Por Isabel Coixet |
Puedes entrar a la piscina por la escalerilla, despacito, escalón a escalón, deteniéndote agarrada a la barandilla con una mano para mojarte la cara con la otra. Puedes estar cinco minutos sentada en un extremo, contemplando el agua con recelo, pensando en si entrar en ella o dejarlo para otro día. Puedes tirarte en la parte honda en bomba. Puedes lanzarte elegantemente desde el trampolín. Puedes mirar con desdén a los que no se lo piensan y se tiran de cualquier manera.
Puedes hasta pretender ignorar que hay una piscina y sentarte a leer en la sombra mientras los gritos y risas y chapoteos de los otros se mezclan con la trama de la última novela policiaca que devoras. O alguien, sin que lo veas venir, te puede tirar a ella.Para mí, las piscinas siempre han estado rodeadas de un aura de inquietud. El olor a cloro me lleva instantáneamente a tener siete años y resistirme a ir a un curso de natación al que me apuntaron mis padres un verano. Recuerdo el bañador azul marino con un ancla roja en el centro, de un tejido grueso que no se secaba nunca y la toalla de rayas verdes y blancas. Recuerdo los gritos del profesor, que nunca paraba de gritar y estaba siempre enfadado y que la tomó conmigo. Recuerdo ser la única niña en un grupo de veinte niños y que todos me hacían sentir que sobraba, empezando por el profesor, que tenía la costumbre de señalar cada mínimo gesto que yo hacía, hasta hacerme llorar, y luego remarcar lo débiles y bobas que éramos las niñas, lo cual me hacía llorar más aún, claro. Y entonces, en el paroxismo de mi llanto, me mandaba a la parte honda de la piscina, que era para mí el equivalente a que alguien me ordenara tirarme a un volcán en erupción. Me veo, agarrotada, aferrándome a los bordes, yendo hacia la parte tan temida donde no había nada bajo mis pies, nada. Poco más recuerdo.
Bueno, sí: el frío del pasillo esperando en la puerta a que todos se cambiaran y yo pudiera entrar a quitarme el bañador mojado, el olor acre a humedad del vestuario ya vacío. Recuerdo un seto inmenso de flores de color rosa y cómo alguien dijo que eran flores venenosas y ya no pude mirarlas de la misma manera. A veces, sé que fantaseaba con que accidentalmente los niños de la clase de natación y el profesor se intoxicaban con las flores; sí, lo confieso, no me hubiera importado librarme de todos ellos, no volver nunca a aquella piscina que alguien había construido en una zona donde no daba mucho el sol y el agua estaba siempre helada.

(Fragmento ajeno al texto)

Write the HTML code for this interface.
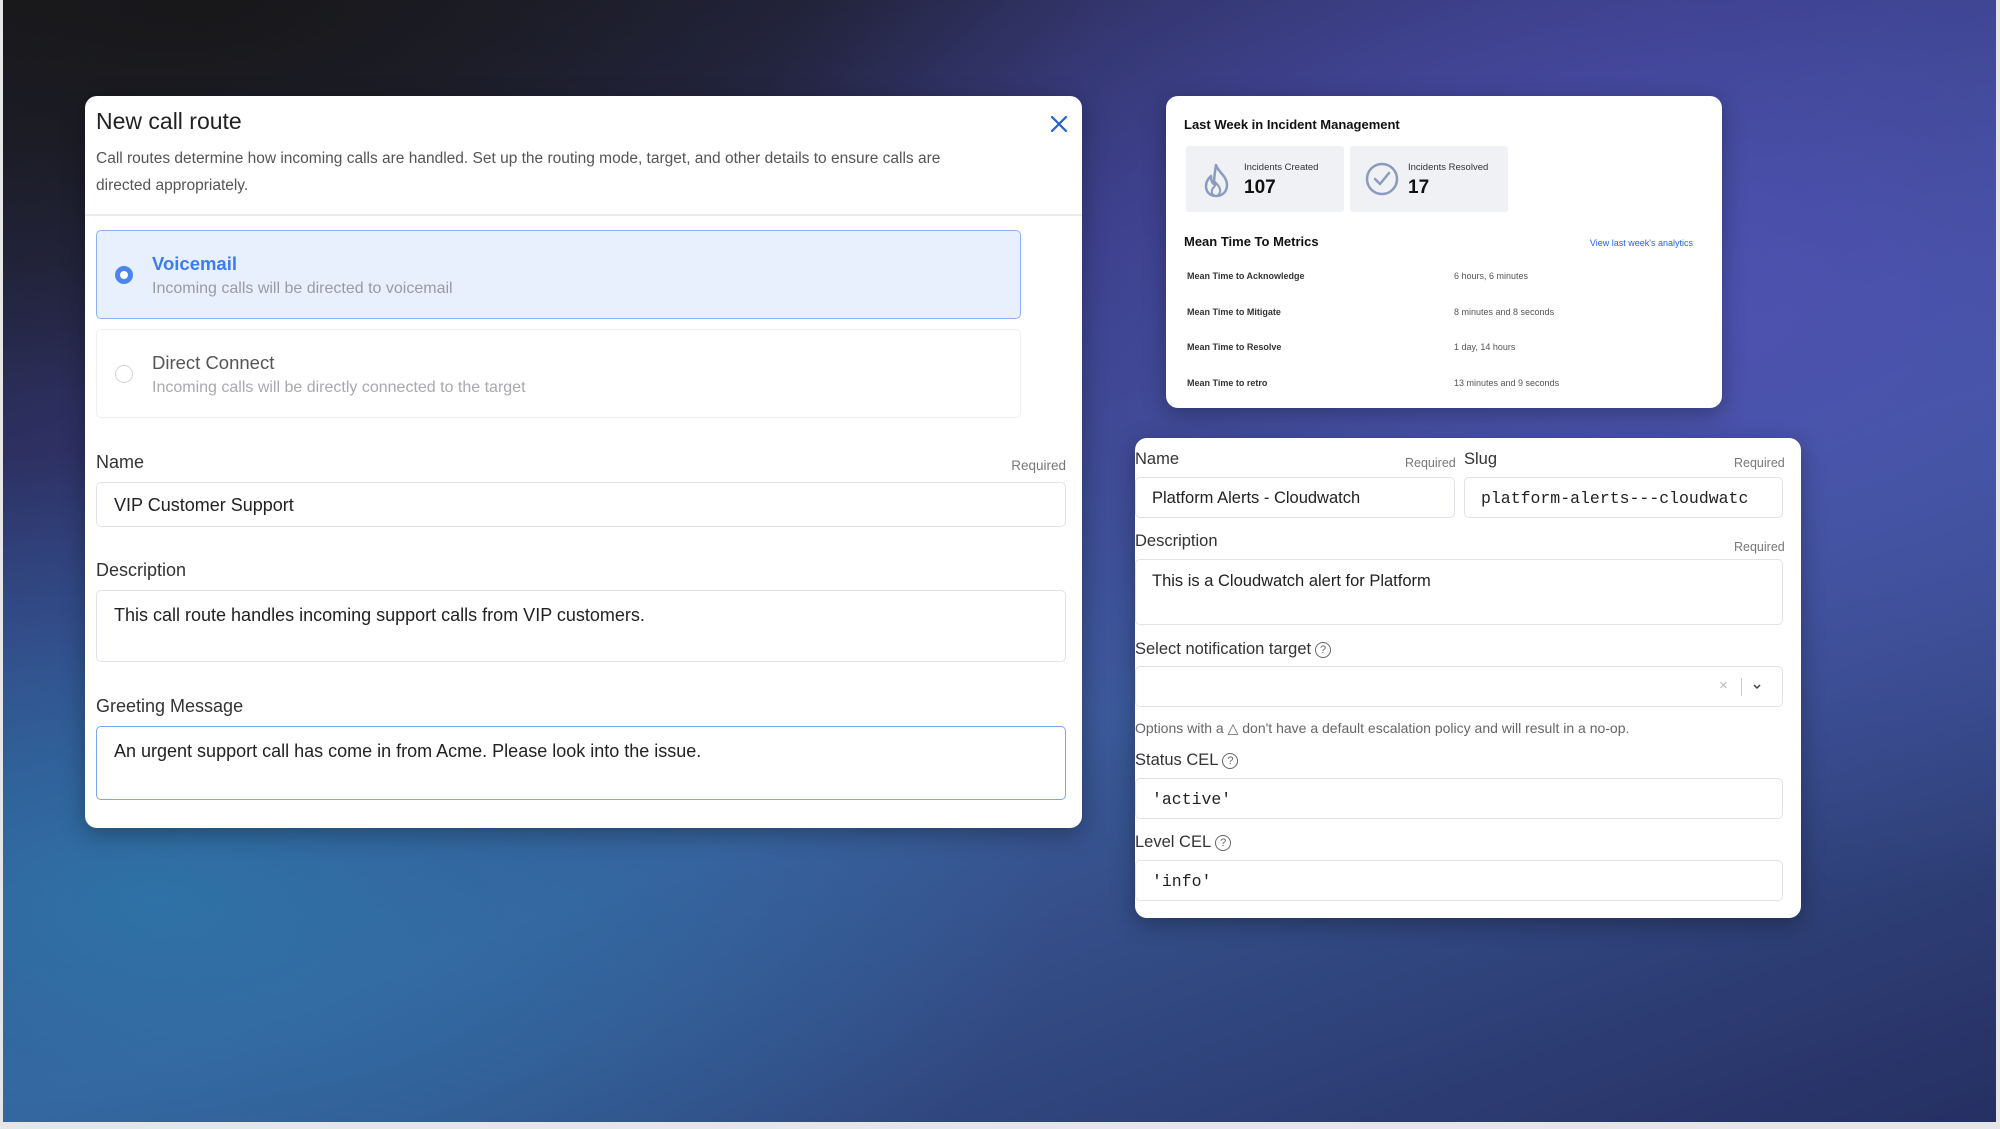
<!DOCTYPE html>
<html><head><meta charset="utf-8"><style>
*{box-sizing:border-box;margin:0;padding:0}
body{width:2000px;height:1129px;position:relative;overflow:hidden;background:#e6e6e6;font-family:"Liberation Sans",sans-serif}
#bg{position:absolute;left:3px;top:0;width:1993px;height:1122px;
background:
radial-gradient(ellipse 900px 450px at 150px 900px, rgba(45,120,170,0.85), rgba(45,120,170,0) 100%),
radial-gradient(ellipse 1000px 600px at 1700px 300px, rgba(80,82,180,0.9), rgba(80,82,180,0) 100%),
radial-gradient(ellipse 900px 400px at 200px 0px, rgba(24,24,26,1), rgba(24,24,26,0) 100%),
linear-gradient(160deg,#1c1c24 0%,#34387a 35%,#3a5a98 60%,#262f62 100%);}
.card{position:absolute;background:#fff;border-radius:12px;box-shadow:0 6px 24px rgba(0,0,0,0.3)}
.abs{position:absolute;white-space:nowrap}
.inp{position:absolute;border:1.5px solid #e2e3e8;border-radius:5px;background:#fff}
.lbl{font-size:18px;color:#333}
.req{font-size:13.5px;color:#777}
.mono{font-family:"Liberation Mono",monospace}
.q{display:inline-block;width:16px;height:16px;border:1.3px solid #666;border-radius:50%;font-size:11px;text-align:center;line-height:14px;color:#666;vertical-align:1px;margin-left:4px}
</style></head><body>
<div id="bg"></div>

<!-- left card -->
<div class="card" style="left:85px;top:96px;width:997px;height:732px">
  <div class="abs" style="left:11px;top:12px;font-size:23px;color:#222">New call route</div>
  <svg class="abs" style="left:964px;top:18px" width="20" height="20" viewBox="0 0 20 20"><path d="M3 3L17 17M17 3L3 17" stroke="#2563c9" stroke-width="2.2" stroke-linecap="round"/></svg>
  <div class="abs" style="left:11px;top:49px;font-size:15.5px;color:#555;line-height:27px;white-space:normal;width:860px">Call routes determine how incoming calls are handled. Set up the routing mode, target, and other details to ensure calls are directed appropriately.</div>
  <div class="abs" style="left:0;top:118px;width:997px;height:1.5px;background:#ebebeb"></div>
  <div class="abs" style="left:11px;top:134px;width:925px;height:89px;background:#e9f0fd;border:1.5px solid #8cb2f5;border-radius:5px">
    <div class="abs" style="left:18px;top:35px;width:18px;height:18px;border-radius:50%;border:5px solid #4b86f0;background:#fff"></div>
    <div class="abs" style="left:55px;top:22px;font-size:18.5px;color:#3b7ded;font-weight:bold">Voicemail</div>
    <div class="abs" style="left:55px;top:49px;font-size:16px;color:#9a9aa2">Incoming calls will be directed to voicemail</div>
  </div>
  <div class="abs" style="left:11px;top:233px;width:925px;height:89px;background:#fff;border:1.5px solid #efeff2;border-radius:5px">
    <div class="abs" style="left:18px;top:35px;width:18px;height:18px;border-radius:50%;border:1.5px solid #d4d4d8"></div>
    <div class="abs" style="left:55px;top:22px;font-size:18.5px;color:#555">Direct Connect</div>
    <div class="abs" style="left:55px;top:49px;font-size:16px;color:#a8a8b0">Incoming calls will be directly connected to the target</div>
  </div>
  <div class="abs lbl" style="left:11px;top:356px">Name</div>
  <div class="abs req" style="right:16px;top:362px">Required</div>
  <div class="inp" style="left:11px;top:386px;width:970px;height:45px"><div class="abs" style="left:17px;top:12px;font-size:18px;color:#222">VIP Customer Support</div></div>
  <div class="abs lbl" style="left:11px;top:464px">Description</div>
  <div class="inp" style="left:11px;top:494px;width:970px;height:72px"><div class="abs" style="left:17px;top:14px;font-size:18px;color:#222">This call route handles incoming support calls from VIP customers.</div></div>
  <div class="abs lbl" style="left:11px;top:600px">Greeting Message</div>
  <div class="inp" style="left:11px;top:630px;width:970px;height:74px;border-color:#7aa5ef"><div class="abs" style="left:17px;top:14px;font-size:18px;color:#222">An urgent support call has come in from Acme. Please look into the issue.</div></div>
</div>

<!-- top right card -->
<div class="card" style="left:1166px;top:96px;width:556px;height:312px">
  <div class="abs" style="left:18px;top:21px;font-size:13px;font-weight:bold;color:#111">Last Week in Incident Management</div>
  <div class="abs" style="left:20px;top:50px;width:158px;height:66px;background:#f0f1f4;border-radius:3px">
    <svg class="abs" style="left:16px;top:16px" width="30" height="36" viewBox="0 0 30 36"><path d="M14 3C16 10 25 14 25 23C25 30 20 34 14 34C8 34 4 30 4 24C4 19 7 16 9 14C9 18 10 21 12 22C12 15 13 9 14 3Z" fill="none" stroke="#8a9bbd" stroke-width="2.5" stroke-linejoin="round"/><path d="M14 34C11 34 9 31 10 28C11 25 14 24 14 21C17 24 19 27 18 30C17 33 16 34 14 34" fill="none" stroke="#8a9bbd" stroke-width="2"/></svg>
    <div class="abs" style="left:58px;top:16px;font-size:9.5px;color:#333">Incidents Created</div>
    <div class="abs" style="left:58px;top:31px;font-size:19px;font-weight:bold;color:#111">107</div>
  </div>
  <div class="abs" style="left:184px;top:50px;width:158px;height:66px;background:#f0f1f4;border-radius:3px">
    <svg class="abs" style="left:14px;top:15px" width="36" height="36" viewBox="0 0 36 36"><circle cx="18" cy="18" r="15" fill="none" stroke="#8a9bbd" stroke-width="2.5"/><path d="M11 18L16 23L25 12" fill="none" stroke="#8a9bbd" stroke-width="2.5" stroke-linecap="round" stroke-linejoin="round"/></svg>
    <div class="abs" style="left:58px;top:16px;font-size:9.5px;color:#333">Incidents Resolved</div>
    <div class="abs" style="left:58px;top:31px;font-size:19px;font-weight:bold;color:#111">17</div>
  </div>
  <div class="abs" style="left:18px;top:138px;font-size:13px;font-weight:bold;color:#111">Mean Time To Metrics</div>
  <div class="abs" style="right:29px;top:142px;font-size:9px;color:#2563eb">View last week's analytics</div>
  <div class="abs" style="left:21px;top:175px;font-size:9px;color:#333;font-weight:bold">Mean Time to Acknowledge</div>
  <div class="abs" style="left:288px;top:175px;font-size:9px;color:#555">6 hours, 6 minutes</div>
  <div class="abs" style="left:21px;top:211px;font-size:9px;color:#333;font-weight:bold">Mean Time to Mitigate</div>
  <div class="abs" style="left:288px;top:211px;font-size:9px;color:#555">8 minutes and 8 seconds</div>
  <div class="abs" style="left:21px;top:246px;font-size:9px;color:#333;font-weight:bold">Mean Time to Resolve</div>
  <div class="abs" style="left:288px;top:246px;font-size:9px;color:#555">1 day, 14 hours</div>
  <div class="abs" style="left:21px;top:282px;font-size:9px;color:#333;font-weight:bold">Mean Time to retro</div>
  <div class="abs" style="left:288px;top:282px;font-size:9px;color:#555">13 minutes and 9 seconds</div>
</div>

<!-- bottom right card -->
<div class="card" style="left:1135px;top:438px;width:666px;height:480px;overflow:hidden">
  <div class="abs" style="left:0;top:12px;font-size:16.5px;color:#333">Name</div>
  <div class="abs req" style="left:270px;top:18px;font-size:12.5px">Required</div>
  <div class="abs" style="left:329px;top:12px;font-size:16.5px;color:#333">Slug</div>
  <div class="abs req" style="left:599px;top:18px;font-size:12.5px">Required</div>
  <div class="inp" style="left:0;top:39px;width:320px;height:41px"><div class="abs" style="left:16px;top:11px;font-size:16.5px;color:#222">Platform Alerts - Cloudwatch</div></div>
  <div class="inp" style="left:329px;top:39px;width:319px;height:41px"><div class="abs mono" style="left:16px;top:11px;font-size:16.5px;color:#222">platform-alerts---cloudwatc</div></div>
  <div class="abs" style="left:0;top:94px;font-size:16.5px;color:#333">Description</div>
  <div class="abs req" style="left:599px;top:102px;font-size:12.5px">Required</div>
  <div class="inp" style="left:0;top:121px;width:648px;height:66px"><div class="abs" style="left:16px;top:12px;font-size:16.5px;color:#222">This is a Cloudwatch alert for Platform</div></div>
  <div class="abs" style="left:0;top:202px;font-size:16.5px;color:#333">Select notification target<span class="q">?</span></div>
  <div class="inp" style="left:0;top:228px;width:648px;height:41px">
    <div class="abs" style="left:583px;top:10px;font-size:15px;color:#bbb">×</div>
    <div class="abs" style="left:605px;top:11px;width:1px;height:18px;background:#ccc"></div>
    <svg class="abs" style="left:617px;top:17px" width="8" height="6" viewBox="0 0 8 6"><path d="M1 1L4 4L7 1" stroke="#444" stroke-width="1.5" fill="none"/></svg>
  </div>
  <div class="abs" style="left:0;top:282px;font-size:14px;color:#666">Options with a △ don't have a default escalation policy and will result in a no-op.</div>
  <div class="abs" style="left:0;top:313px;font-size:16.5px;color:#333">Status CEL<span class="q">?</span></div>
  <div class="inp" style="left:0;top:340px;width:648px;height:41px"><div class="abs mono" style="left:16px;top:11px;font-size:16.5px;color:#222">'active'</div></div>
  <div class="abs" style="left:0;top:395px;font-size:16.5px;color:#333">Level CEL<span class="q">?</span></div>
  <div class="inp" style="left:0;top:422px;width:648px;height:41px"><div class="abs mono" style="left:16px;top:11px;font-size:16.5px;color:#222">'info'</div></div>
</div>
</body></html>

Por supuesto, no aprendí a nadar entonces, sino al verano siguiente, en una playa de aguas tranquilas donde un día me di cuenta yo sola de que mal que bien podía avanzar nadando. Me pregunto muchas veces si estas minucias que te han pasado en la vida –una clase de natación calamitosa, un profesor cabrón, el miedo a la parte honda de la piscina– imprimen carácter, te ayudan a avanzar o si, en definitiva, tienen algún sentido. No he llegado todavía a ninguna conclusión, lo único que sé es que, por mucho que quieras esquivarlo, a la parte honda de la piscina, de la manera que sea –despacito, en bomba, saltando–, tarde o temprano, hay que tirarse.